The first of these incidents is the one that the media has really focused on, which is somewhat justified, since it resulted in the most casualties.  But how many similar incidents have there been in the last 10 years?  How long will it be until there is another such incident?  If we face the facts, we cannot deny it:  these horrific events occur several times per year here in these United States.

Of course, we are all shocked and saddened.  But, as the casualty count rises, our shock is not quite as severe as it was for the previous such incident.

No one knows why these horrors occur, much less what to do about them.  There is a certain element of our society that instinctively seeks out a scapegoat, and that element, of course, is focusing on the Fort Hood incident, and pointing to "Islamic extremists" as the root of the problem.  Their solution is predictable:  oppress Muslims, fear the "other."  But the truth is this:  the "others" that they fear are we!

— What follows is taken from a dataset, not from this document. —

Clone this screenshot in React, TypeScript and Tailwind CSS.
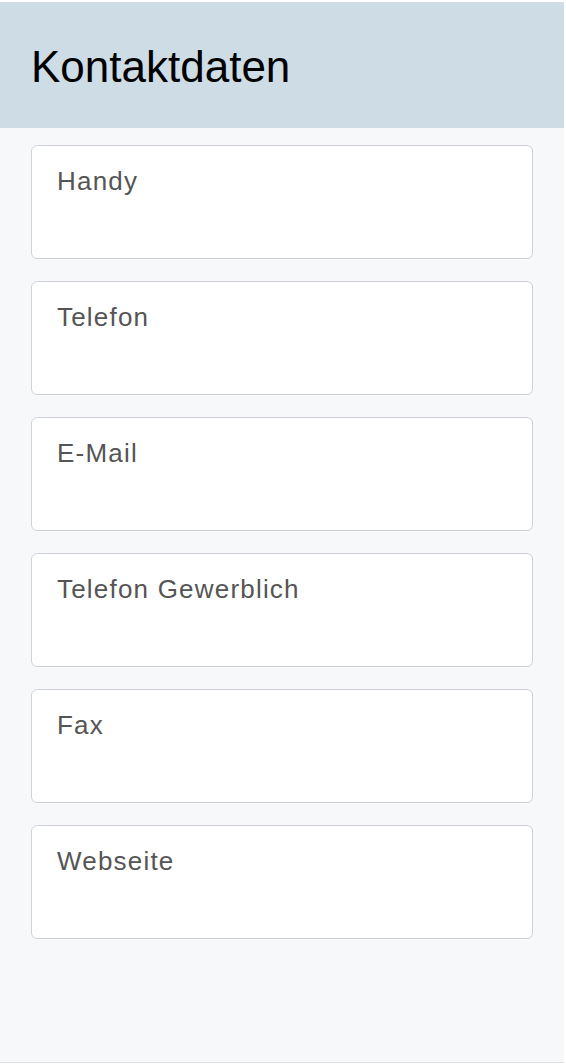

Over the years, I've seen news reports of suicide bombings in other countries, in Israel, in Iraq, in Afghanistan.  And I was moved to pity when I thought of the everyday people in those lands and wondered how it must be for them to have to live under those kinds of conditions. 

Well, this week, I've had it brought home to me:  those places are no different than these United States.  We are those people living under those impossible conditions.  One world, one people, indeed!

I wonder if we'll ever have the courage, in this bitterly divided country (thank you, Junior Bush), to have a real discussion about this.  I wonder if we'll ever have the courage to try to seek a solution that doesn't blame anyone, a solution that heals.

Brace yourselves, folks.  There is going to be more.